## EXERCISE BRIEF
Give back every line exactly as it appears, pictures excluded.

## RAW DATA
* * * * * * *

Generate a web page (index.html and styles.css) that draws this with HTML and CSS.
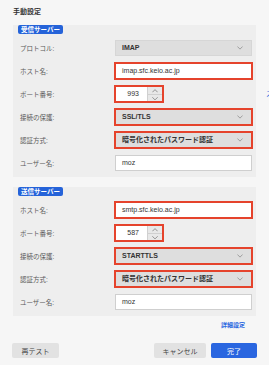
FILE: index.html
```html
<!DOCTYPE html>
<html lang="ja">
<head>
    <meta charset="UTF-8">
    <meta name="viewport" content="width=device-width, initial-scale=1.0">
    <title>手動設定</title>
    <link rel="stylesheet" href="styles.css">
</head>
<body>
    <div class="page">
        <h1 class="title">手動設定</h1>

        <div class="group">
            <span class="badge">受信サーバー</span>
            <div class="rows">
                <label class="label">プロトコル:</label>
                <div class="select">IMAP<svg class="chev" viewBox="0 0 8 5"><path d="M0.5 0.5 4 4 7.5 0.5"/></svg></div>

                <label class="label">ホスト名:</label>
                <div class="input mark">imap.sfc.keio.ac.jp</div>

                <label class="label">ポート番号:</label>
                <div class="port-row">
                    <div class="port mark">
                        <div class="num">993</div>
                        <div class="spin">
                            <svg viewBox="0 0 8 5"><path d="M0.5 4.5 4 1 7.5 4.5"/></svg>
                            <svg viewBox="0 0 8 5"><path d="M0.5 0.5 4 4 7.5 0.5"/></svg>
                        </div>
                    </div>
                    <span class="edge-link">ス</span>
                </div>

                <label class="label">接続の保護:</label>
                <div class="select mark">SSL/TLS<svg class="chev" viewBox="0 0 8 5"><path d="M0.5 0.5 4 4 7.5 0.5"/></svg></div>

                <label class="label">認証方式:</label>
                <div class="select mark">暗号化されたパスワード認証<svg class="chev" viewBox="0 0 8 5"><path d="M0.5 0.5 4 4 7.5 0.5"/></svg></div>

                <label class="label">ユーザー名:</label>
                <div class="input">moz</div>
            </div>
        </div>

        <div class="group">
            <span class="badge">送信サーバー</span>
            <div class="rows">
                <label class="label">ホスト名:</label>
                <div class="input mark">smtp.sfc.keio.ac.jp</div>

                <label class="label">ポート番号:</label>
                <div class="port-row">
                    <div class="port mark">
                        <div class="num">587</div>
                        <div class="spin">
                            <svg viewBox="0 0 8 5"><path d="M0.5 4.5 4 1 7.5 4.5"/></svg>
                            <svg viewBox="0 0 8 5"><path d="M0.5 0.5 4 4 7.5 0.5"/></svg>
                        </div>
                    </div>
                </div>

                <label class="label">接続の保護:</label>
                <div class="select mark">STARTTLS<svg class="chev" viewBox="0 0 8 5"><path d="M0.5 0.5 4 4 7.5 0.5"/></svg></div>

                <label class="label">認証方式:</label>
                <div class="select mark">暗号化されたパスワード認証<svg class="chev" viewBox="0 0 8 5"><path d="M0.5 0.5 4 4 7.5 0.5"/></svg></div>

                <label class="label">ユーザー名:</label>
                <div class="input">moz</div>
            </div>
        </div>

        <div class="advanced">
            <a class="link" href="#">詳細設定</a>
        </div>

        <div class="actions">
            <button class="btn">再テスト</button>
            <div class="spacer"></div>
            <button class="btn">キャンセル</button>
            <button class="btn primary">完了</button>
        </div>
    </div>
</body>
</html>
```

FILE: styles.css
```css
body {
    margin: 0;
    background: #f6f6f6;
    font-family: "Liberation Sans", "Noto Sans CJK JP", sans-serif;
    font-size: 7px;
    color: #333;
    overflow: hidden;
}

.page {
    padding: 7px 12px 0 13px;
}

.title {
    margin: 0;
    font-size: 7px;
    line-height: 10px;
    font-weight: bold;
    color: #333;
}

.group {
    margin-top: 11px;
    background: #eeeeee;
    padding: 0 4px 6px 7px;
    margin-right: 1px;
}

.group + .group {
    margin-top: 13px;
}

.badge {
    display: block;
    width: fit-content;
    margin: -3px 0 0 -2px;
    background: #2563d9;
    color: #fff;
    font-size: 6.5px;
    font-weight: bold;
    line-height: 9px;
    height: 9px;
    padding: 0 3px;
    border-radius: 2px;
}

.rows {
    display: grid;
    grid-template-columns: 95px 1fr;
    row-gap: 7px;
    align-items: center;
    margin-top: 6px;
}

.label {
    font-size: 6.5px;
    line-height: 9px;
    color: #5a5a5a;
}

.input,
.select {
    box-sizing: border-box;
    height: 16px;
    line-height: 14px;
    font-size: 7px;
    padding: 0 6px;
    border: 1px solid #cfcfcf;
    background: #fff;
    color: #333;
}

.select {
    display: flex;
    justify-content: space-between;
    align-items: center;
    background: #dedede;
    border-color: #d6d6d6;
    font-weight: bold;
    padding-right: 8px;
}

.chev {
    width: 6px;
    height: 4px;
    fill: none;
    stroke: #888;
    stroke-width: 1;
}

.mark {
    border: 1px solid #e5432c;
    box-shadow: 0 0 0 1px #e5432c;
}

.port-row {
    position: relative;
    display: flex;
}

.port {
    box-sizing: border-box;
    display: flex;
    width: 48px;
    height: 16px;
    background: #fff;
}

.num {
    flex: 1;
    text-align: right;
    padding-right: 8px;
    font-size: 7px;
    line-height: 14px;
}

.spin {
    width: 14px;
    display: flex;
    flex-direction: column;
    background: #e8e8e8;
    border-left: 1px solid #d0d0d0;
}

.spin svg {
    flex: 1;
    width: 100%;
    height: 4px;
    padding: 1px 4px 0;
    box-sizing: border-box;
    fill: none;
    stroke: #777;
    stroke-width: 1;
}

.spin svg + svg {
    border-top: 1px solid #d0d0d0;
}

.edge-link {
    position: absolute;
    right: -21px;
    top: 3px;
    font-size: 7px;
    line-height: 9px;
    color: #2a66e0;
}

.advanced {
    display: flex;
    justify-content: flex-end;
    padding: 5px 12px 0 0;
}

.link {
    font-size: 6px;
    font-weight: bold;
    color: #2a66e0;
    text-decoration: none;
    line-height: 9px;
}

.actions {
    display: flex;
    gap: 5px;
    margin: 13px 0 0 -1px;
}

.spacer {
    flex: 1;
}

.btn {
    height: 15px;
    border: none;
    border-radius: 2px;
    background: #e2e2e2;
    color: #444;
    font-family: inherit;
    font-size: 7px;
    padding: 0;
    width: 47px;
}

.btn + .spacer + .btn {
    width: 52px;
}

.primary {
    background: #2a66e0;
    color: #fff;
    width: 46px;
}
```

* * * * * * *

## WRITTEN ANSWER
Generate a web page (index.html and styles.css) that draws this with HTML and CSS.
FILE: index.html
```html
<!DOCTYPE html>
<html lang="ja">
<head>
    <meta charset="UTF-8">
    <meta name="viewport" content="width=device-width, initial-scale=1.0">
    <title>手動設定</title>
    <link rel="stylesheet" href="styles.css">
</head>
<body>
    <div class="page">
        <h1 class="title">手動設定</h1>

        <div class="group">
            <span class="badge">受信サーバー</span>
            <div class="rows">
                <label class="label">プロトコル:</label>
                <div class="select">IMAP<svg class="chev" viewBox="0 0 8 5"><path d="M0.5 0.5 4 4 7.5 0.5"/></svg></div>

                <label class="label">ホスト名:</label>
                <div class="input mark">imap.sfc.keio.ac.jp</div>

                <label class="label">ポート番号:</label>
                <div class="port-row">
                    <div class="port mark">
                        <div class="num">993</div>
                        <div class="spin">
                            <svg viewBox="0 0 8 5"><path d="M0.5 4.5 4 1 7.5 4.5"/></svg>
                            <svg viewBox="0 0 8 5"><path d="M0.5 0.5 4 4 7.5 0.5"/></svg>
                        </div>
                    </div>
                    <span class="edge-link">ス</span>
                </div>

                <label class="label">接続の保護:</label>
                <div class="select mark">SSL/TLS<svg class="chev" viewBox="0 0 8 5"><path d="M0.5 0.5 4 4 7.5 0.5"/></svg></div>

                <label class="label">認証方式:</label>
                <div class="select mark">暗号化されたパスワード認証<svg class="chev" viewBox="0 0 8 5"><path d="M0.5 0.5 4 4 7.5 0.5"/></svg></div>

                <label class="label">ユーザー名:</label>
                <div class="input">moz</div>
            </div>
        </div>

        <div class="group">
            <span class="badge">送信サーバー</span>
            <div class="rows">
                <label class="label">ホスト名:</label>
                <div class="input mark">smtp.sfc.keio.ac.jp</div>

                <label class="label">ポート番号:</label>
                <div class="port-row">
                    <div class="port mark">
                        <div class="num">587</div>
                        <div class="spin">
                            <svg viewBox="0 0 8 5"><path d="M0.5 4.5 4 1 7.5 4.5"/></svg>
                            <svg viewBox="0 0 8 5"><path d="M0.5 0.5 4 4 7.5 0.5"/></svg>
                        </div>
                    </div>
                </div>

                <label class="label">接続の保護:</label>
                <div class="select mark">STARTTLS<svg class="chev" viewBox="0 0 8 5"><path d="M0.5 0.5 4 4 7.5 0.5"/></svg></div>

                <label class="label">認証方式:</label>
                <div class="select mark">暗号化されたパスワード認証<svg class="chev" viewBox="0 0 8 5"><path d="M0.5 0.5 4 4 7.5 0.5"/></svg></div>

                <label class="label">ユーザー名:</label>
                <div class="input">moz</div>
            </div>
        </div>

        <div class="advanced">
            <a class="link" href="#">詳細設定</a>
        </div>

        <div class="actions">
            <button class="btn">再テスト</button>
            <div class="spacer"></div>
            <button class="btn">キャンセル</button>
            <button class="btn primary">完了</button>
        </div>
    </div>
</body>
</html>
```

FILE: styles.css
```css
body {
    margin: 0;
    background: #f6f6f6;
    font-family: "Liberation Sans", "Noto Sans CJK JP", sans-serif;
    font-size: 7px;
    color: #333;
    overflow: hidden;
}

.page {
    padding: 7px 12px 0 13px;
}

.title {
    margin: 0;
    font-size: 7px;
    line-height: 10px;
    font-weight: bold;
    color: #333;
}

.group {
    margin-top: 11px;
    background: #eeeeee;
    padding: 0 4px 6px 7px;
    margin-right: 1px;
}

.group + .group {
    margin-top: 13px;
}

.badge {
    display: block;
    width: fit-content;
    margin: -3px 0 0 -2px;
    background: #2563d9;
    color: #fff;
    font-size: 6.5px;
    font-weight: bold;
    line-height: 9px;
    height: 9px;
    padding: 0 3px;
    border-radius: 2px;
}

.rows {
    display: grid;
    grid-template-columns: 95px 1fr;
    row-gap: 7px;
    align-items: center;
    margin-top: 6px;
}

.label {
    font-size: 6.5px;
    line-height: 9px;
    color: #5a5a5a;
}

.input,
.select {
    box-sizing: border-box;
    height: 16px;
    line-height: 14px;
    font-size: 7px;
    padding: 0 6px;
    border: 1px solid #cfcfcf;
    background: #fff;
    color: #333;
}

.select {
    display: flex;
    justify-content: space-between;
    align-items: center;
    background: #dedede;
    border-color: #d6d6d6;
    font-weight: bold;
    padding-right: 8px;
}

.chev {
    width: 6px;
    height: 4px;
    fill: none;
    stroke: #888;
    stroke-width: 1;
}

.mark {
    border: 1px solid #e5432c;
    box-shadow: 0 0 0 1px #e5432c;
}

.port-row {
    position: relative;
    display: flex;
}

.port {
    box-sizing: border-box;
    display: flex;
    width: 48px;
    height: 16px;
    background: #fff;
}

.num {
    flex: 1;
    text-align: right;
    padding-right: 8px;
    font-size: 7px;
    line-height: 14px;
}

.spin {
    width: 14px;
    display: flex;
    flex-direction: column;
    background: #e8e8e8;
    border-left: 1px solid #d0d0d0;
}

.spin svg {
    flex: 1;
    width: 100%;
    height: 4px;
    padding: 1px 4px 0;
    box-sizing: border-box;
    fill: none;
    stroke: #777;
    stroke-width: 1;
}

.spin svg + svg {
    border-top: 1px solid #d0d0d0;
}

.edge-link {
    position: absolute;
    right: -21px;
    top: 3px;
    font-size: 7px;
    line-height: 9px;
    color: #2a66e0;
}

.advanced {
    display: flex;
    justify-content: flex-end;
    padding: 5px 12px 0 0;
}

.link {
    font-size: 6px;
    font-weight: bold;
    color: #2a66e0;
    text-decoration: none;
    line-height: 9px;
}

.actions {
    display: flex;
    gap: 5px;
    margin: 13px 0 0 -1px;
}

.spacer {
    flex: 1;
}

.btn {
    height: 15px;
    border: none;
    border-radius: 2px;
    background: #e2e2e2;
    color: #444;
    font-family: inherit;
    font-size: 7px;
    padding: 0;
    width: 47px;
}

.btn + .spacer + .btn {
    width: 52px;
}

.primary {
    background: #2a66e0;
    color: #fff;
    width: 46px;
}
```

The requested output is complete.